What’s up with property?
If it’s munted, perhaps we should move on and think about different things. If it’s just a little sick, well we know in all probability, it’s likely going to get better. Maybe we should we prepare for the season in which property recovers?
If you’re currently a home owner, with or without a mortgage, or you’re looking to purchase a home at some stage, the goal right now is to identify the change in conditions required to prove things are going to be just fine with property. If you’re determined to be focused on time in (highly advisable), rather than timing (not advisable), then confidence is the name of the game here. Some of that confidence comes from understanding that we’re just in a season right now.
The property market, or the economy for that matter, is being treated right now with a medicine known for its nasty side effects. We’re in a season where we as borrowers, have to endure rising mortgage costs, at the same time as we endure rising costs everywhere else. Are booms and busts just part of a normal existence, or is it a function of too much fiscal fiddling’s, and monetary manipulations?
Central banks around the world created too much new currency at the worst possible time, and the main cure they use to fix the problem they themselves created, is higher interest rates.
The only thing worse than high inflation, is a failure of a fiat currency system. We have to deal to the cancer in the system, before it takes root. The money-world we live in has so many risks, but some are scarier than others – the break down of a financial system is one of them. As much as I love gold, I really don’t want the world that it comes with. Charlie Munger calls inflation a threat greater than nuclear war. Although there’s questions to be asked around how accountable central banks considering the risk they’ve put us in, but now, we need to deal with this.
New Zealand’s reserve bank, is making the cost of money higher, right now, to combat inflation by adjusting the OCR, the official cash rate. Indirectly, this influences the interest rates we pay on our mortgages. When this happens, our homes, our next home, share portfolio, managed fund, property or crypto portfolio (pretty much any assets we own) experiences downward pressure on their value. In a simplified world, inflation subsides after a brief dose of higher interest rates.

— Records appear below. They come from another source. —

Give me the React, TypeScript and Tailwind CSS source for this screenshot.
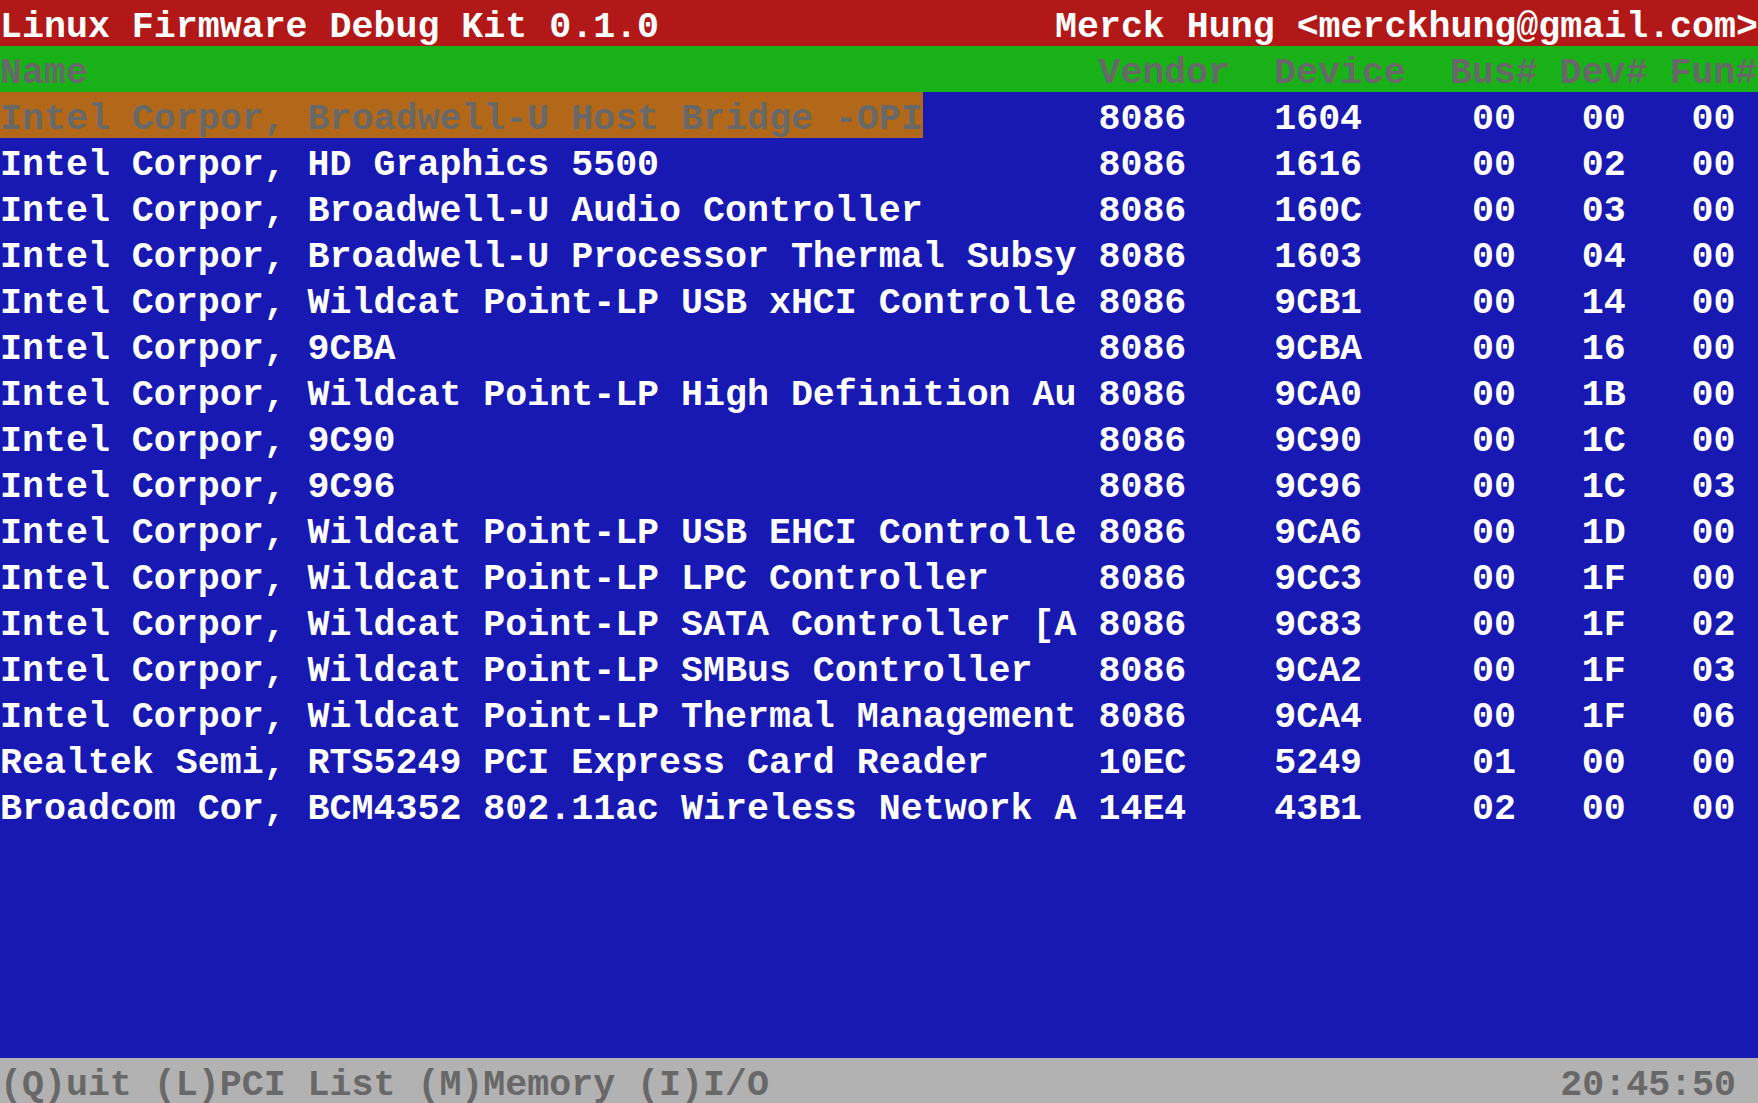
import React from "react";

const rows: [string, string, string, string, string, string][] = [
  ["Intel Corpor, Broadwell-U Host Bridge -OPI", "8086", "1604", "00", "00", "00"],
  ["Intel Corpor, HD Graphics 5500", "8086", "1616", "00", "02", "00"],
  ["Intel Corpor, Broadwell-U Audio Controller", "8086", "160C", "00", "03", "00"],
  ["Intel Corpor, Broadwell-U Processor Thermal Subsy", "8086", "1603", "00", "04", "00"],
  ["Intel Corpor, Wildcat Point-LP USB xHCI Controlle", "8086", "9CB1", "00", "14", "00"],
  ["Intel Corpor, 9CBA", "8086", "9CBA", "00", "16", "00"],
  ["Intel Corpor, Wildcat Point-LP High Definition Au", "8086", "9CA0", "00", "1B", "00"],
  ["Intel Corpor, 9C90", "8086", "9C90", "00", "1C", "00"],
  ["Intel Corpor, 9C96", "8086", "9C96", "00", "1C", "03"],
  ["Intel Corpor, Wildcat Point-LP USB EHCI Controlle", "8086", "9CA6", "00", "1D", "00"],
  ["Intel Corpor, Wildcat Point-LP LPC Controller", "8086", "9CC3", "00", "1F", "00"],
  ["Intel Corpor, Wildcat Point-LP SATA Controller [A", "8086", "9C83", "00", "1F", "02"],
  ["Intel Corpor, Wildcat Point-LP SMBus Controller", "8086", "9CA2", "00", "1F", "03"],
  ["Intel Corpor, Wildcat Point-LP Thermal Management", "8086", "9CA4", "00", "1F", "06"],
  ["Realtek Semi, RTS5249 PCI Express Card Reader", "10EC", "5249", "01", "00", "00"],
  ["Broadcom Cor, BCM4352 802.11ac Wireless Network A", "14E4", "43B1", "02", "00", "00"],
];

function Row({
  cells,
  selected,
  className,
}: {
  cells: [string, string, string, string, string, string];
  selected?: boolean;
  className?: string;
}) {
  return (
    <div className={"flex h-[46px] shrink-0 whitespace-pre " + (className ?? "")}>
      <span className="w-[50ch] shrink-0">
        <span
          className={
            "inline-block h-[46px] pt-[10px] align-top leading-[36px] " +
            (selected ? "bg-[#B26818] text-[#686868]" : "")
          }
        >
          {cells[0]}
        </span>
      </span>
      <span className="w-[8ch] shrink-0 pt-[10px] leading-[36px]">{cells[1]}</span>
      <span className="w-[8ch] shrink-0 pt-[10px] leading-[36px]">{cells[2]}</span>
      <span className="w-[5ch] shrink-0 pt-[10px] leading-[36px]">{cells[3]}</span>
      <span className="w-[5ch] shrink-0 pt-[10px] leading-[36px]">{cells[4]}</span>
      <span className="w-[4ch] shrink-0 pt-[10px] leading-[36px]">{cells[5]}</span>
    </div>
  );
}

export default function App() {
  return (
    <div
      className="flex h-[1103px] w-[1758px] flex-col overflow-hidden bg-[#1818B2] text-[36.62px] font-bold text-white"
      style={{ fontFamily: '"Liberation Mono", "Courier New", monospace' }}
    >
      <div className="flex h-[46px] shrink-0 justify-between whitespace-pre bg-[#B21818] pt-[10px] leading-[36px] text-white">
        <span>Linux Firmware Debug Kit 0.1.0</span>
        <span>Merck Hung &lt;merckhung@gmail.com&gt;</span>
      </div>
      <Row
        cells={["Name", "Vendor", "Device", "Bus#", "Dev#", "Fun#"]}
        className="bg-[#18B218] text-[#686868]"
      />
      {rows.map((r, i) => (
        <Row
          key={i}
          cells={[r[0], r[1], r[2], " " + r[3], " " + r[4], " " + r[5]]}
          selected={i === 0}
        />
      ))}
      <div className="flex-1" />
      <div className="flex h-[45px] shrink-0 justify-between whitespace-pre bg-[#B2B2B2] pr-[1ch] pt-[10px] leading-[35px] text-[#686868]">
        <span>(Q)uit (L)PCI List (M)Memory (I)I/O</span>
        <span>20:45:50</span>
      </div>
    </div>
  );
}
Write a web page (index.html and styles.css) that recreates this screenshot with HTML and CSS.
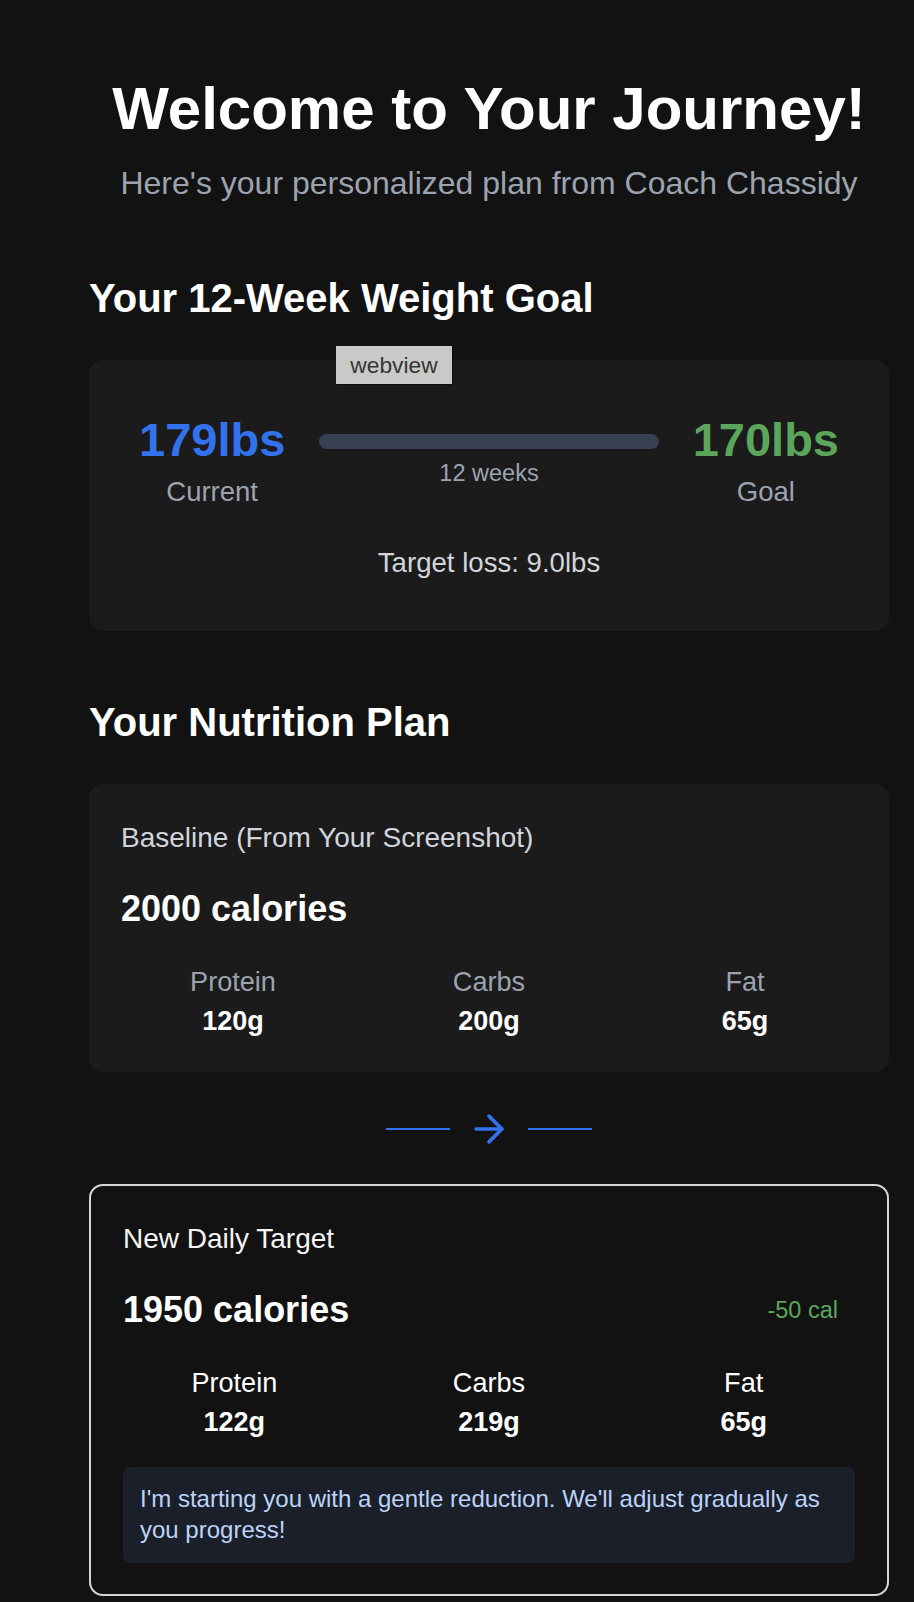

In a complex world though (like let’s be honest, the world we have right now), when you’re experiencing supply side issues from pandemics and wars and government spending at record levels, raising interest rates too far, for too long may cause unanticipated side effects that haven’t yet been observed. Risk changes during these times, both qualitatively, and quantitively.
Risk and opportunity converge in times like this, because most of time, most of us, can never guess what’s coming.
Fear causes us to sit on our hands. So if you sense a lot of people are afraid right now – from inflation, global conflict, all that sort of thing , maybe right now consider this: Is this start of one of the best seasons to purchase property? It’s a bit cliché now, but I’m reminded of this saying of Warran Buffet-
Be fearful when others are greedy. Be greedy when others are fearful.”
How can you ‘be greedy’ when others are fearful?
I work a lot with a group of people I refer to as the ‘upgraders’. With 1 or 2 parents working and kids about to hit school, often while their home is fine, it’s getting a little small now the kids are getting bigger. They’ve gone through the expensive expectation adjustment lessons from trying to renovate, and they’re really to sell and buy something with more of the missing ingredients required for the next stage of their life. It may not sound that tricky selling one home and buying another, but there’s actually a bit to it, and there are ways to do it really efficiently too. For example – if you can, always upgrade in a downward market (The problem is, we never have downward market for long enough!) We may have one now though, so here’s how it works: Assuming you sell and buy in the same market, the discount you give away on the lower value home you’re trying to sell, is a smaller amount relative to the amount saved on the new purchase. You gain a better discount than you give away. If ever a property ladder did exist, this could be a valid rung. Now is a good time to do the numbers here.
In this episode of the podcast, my guest is Jarrod Kerr, chief economist at KiwiBank. We’re talking about some of the signs and symptoms of an economic sickness that households, the NZ economy, and the broader worldwide economy has to endure for a season to get to ‘the other side’.
If we can understand the environment our property lives in a bit more, we should have a clearer picture on what comes next for house prices.